When he's not writing lists - and the occasional feature article - for Collider, he also likes to upload film reviews to his Letterboxd profile (username: Jeremy Urquhart) and Instagram account.
He has achieved his 2025 goal of reading all 13,467 novels written by Stephen King, and plans to spend the next year or two getting through the author's 82,756 short stories and 105,433 novellas.
There are more Stephen King adaptations out there than there are Stephen King novels, though the total of his adaptations would include television as well as film, and also adaptations based on his short stories and novellas. But it’s quite the undertaking just to read all his novels, since there are almost 70 of them, and having them all published over the span of about 50 years is, on King’s part, also one hell of an undertaking. The adaptations started coming almost straight away, too. King’s first book, Carrie, got a movie adaptation just two years on from its publication, and that’s a movie that takes a great book and arguably makes it a little better somehow. Well, you could argue that. They're similar in quality.

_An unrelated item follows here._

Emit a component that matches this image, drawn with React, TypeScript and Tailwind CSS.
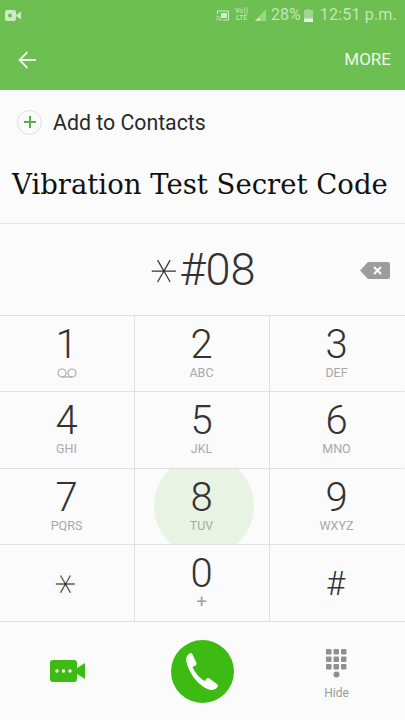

That’s inspired the following rundown of Stephen King movies based on novels of his that are pretty much equal in quality. Some of these are flawed books that became comparably flawed movies, and some were pretty great books that also made for pretty great movies. This is subjective, and the last movie included here will be particularly head-scratching for some people, but it was an interesting topic to tackle. You can go here if you want to find other movies based on King books that, like Carrie (1976), might well be improvements upon the source material, and then if you want movies that didn’t entirely do justice to the source material (there are more of these), you can go here.
7 'Thinner' (1996)
It was hard to figure out how to rank all these movies, because they're all here because they more or less represent the source material they're based on in quality. So, why not just go from the low-quality ones through to the high-quality ones? And yes, that means starting off with Thinner. This book was published in 1984, and is most notable now for being the final one Stephen King published under his Richard Bachman pseudonym before the truth was revealed (there were two later Bachman books, though: The Regulators and Blaze, neither particularly good, nor have either been adapted to film… yet).

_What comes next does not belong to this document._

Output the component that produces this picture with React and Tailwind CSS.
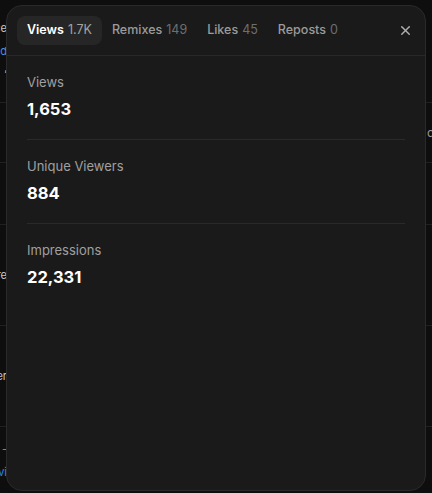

The book’s a disappointing and somewhat sluggish read, being about a man who gets cursed with rapid weight loss, and so he has to try and stop the curse from continuing to make him lose weight before he just dies from being too skinny or vanishes or whatever. The only thing the 1996 movie adaptation of Thinner could arguably have going for it, over the movie, is that it takes less time to get through, but you come away feeling similarly underwhelmed either way, whether you're looking for a good horror book or a quality horror movie.
6 'Desperation' (2006)
Since the original 1996 book version of Desperation is sort of an epic, at least in terms of length, it does end up being the case that some parts of it are kind of good. It’s not an overall disappointment the way Thinner arguably was, but the disappointment is just delayed. That’s better than it being bad non-stop, yet Desperation is still one of those unfortunate Stephen King stories that has a compelling first half followed by a second half that doesn’t seem to know how to wrap up properly.
Once the characters in Desperation band together, though, and start trying to figure out what’s going on, the answers eventually revealed to them – and, by extension, the audience – really underwhelm.

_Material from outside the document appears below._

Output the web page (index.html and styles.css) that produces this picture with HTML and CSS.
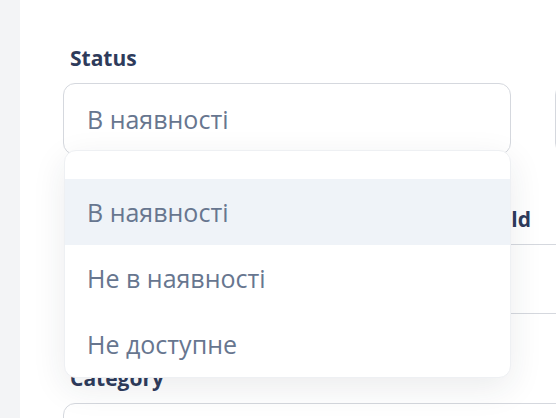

The experience of watching the movie version, released a decade later as a TV movie, is much the same. The first hour or so is intriguing, because you're introduced to a truly weird villain who keeps kidnapping people and holding them in a small (and bizarre) town for reasons that are initially unclear. Once they band together, though, and start trying to figure out what’s going on, the answers eventually revealed to them – and, by extension, the audience – really underwhelm. Desperation (2006) did the best it could with inconsistent and messy source material, yet nothing was really elevated, and some serious elevation was needed to make this TV movie – even by the standards of TV movies – be anything more than just okay overall (you know, once you weigh up the decent stuff with the not-so-good stuff).
5 'Christine' (1983)
Even if Christine is one of the stranger books Stephen King wrote, an adaptation of it directed by horror legend John Carpenter sounds like it could’ve been good… right? Eh. Hmm. Well, it’s cool and also a bit strange how both Christine and Christine came out in 1983, so you can’t say Christine (1983) as a shorthand for noting which Christine you're talking about. The book came out in April of that year, and then the movie hit theaters in December. There was a seeming mad rush to get it out, even if it’s not one of the better Stephen King books. Sorry. Some people love it, but it was probably the closest thing King had to a misfire pre-The Tommyknockers (and not including some of the Bachman books).
The weirdness here comes about because Christine is centered on a vehicle that seems to be impacted by supernatural forces of some kind, which ends up dividing two teenage boys who used to be friends. Christine, the book, feels like something that Stephen King really was making up as he went along, but not as effectively as he might've with, say, The Stand or The Dark Tower books. The movie does ultimately condense Christine a little bit, making it somewhat more digestible, but it’s still fairly underwhelming and not very scary. Book and movie alike have a few sections that are fun, and Christine (again, both book and movie) is better than either Thinner or Desperation, but it’s still not quite at that classic level or anything.
4 'Gerald's Game' (2017)
1992 saw Stephen King write one of his most ambitious novels, or maybe his most ambitious one that wasn’t epic in length. That novel was Gerald’s Game, and for something written with clear (and intentional) limitations, it’s relatively compelling, albeit far from perfect. It’s about a woman who takes part in a form of sexual roleplay that clearly makes her uncomfortable, and after she’s handcuffed to a bed and objects, there’s a confrontation between her and her husband, and then he ends up having a fatal heart attack. So, she’s stuck on the bed, basically, and that’s the story.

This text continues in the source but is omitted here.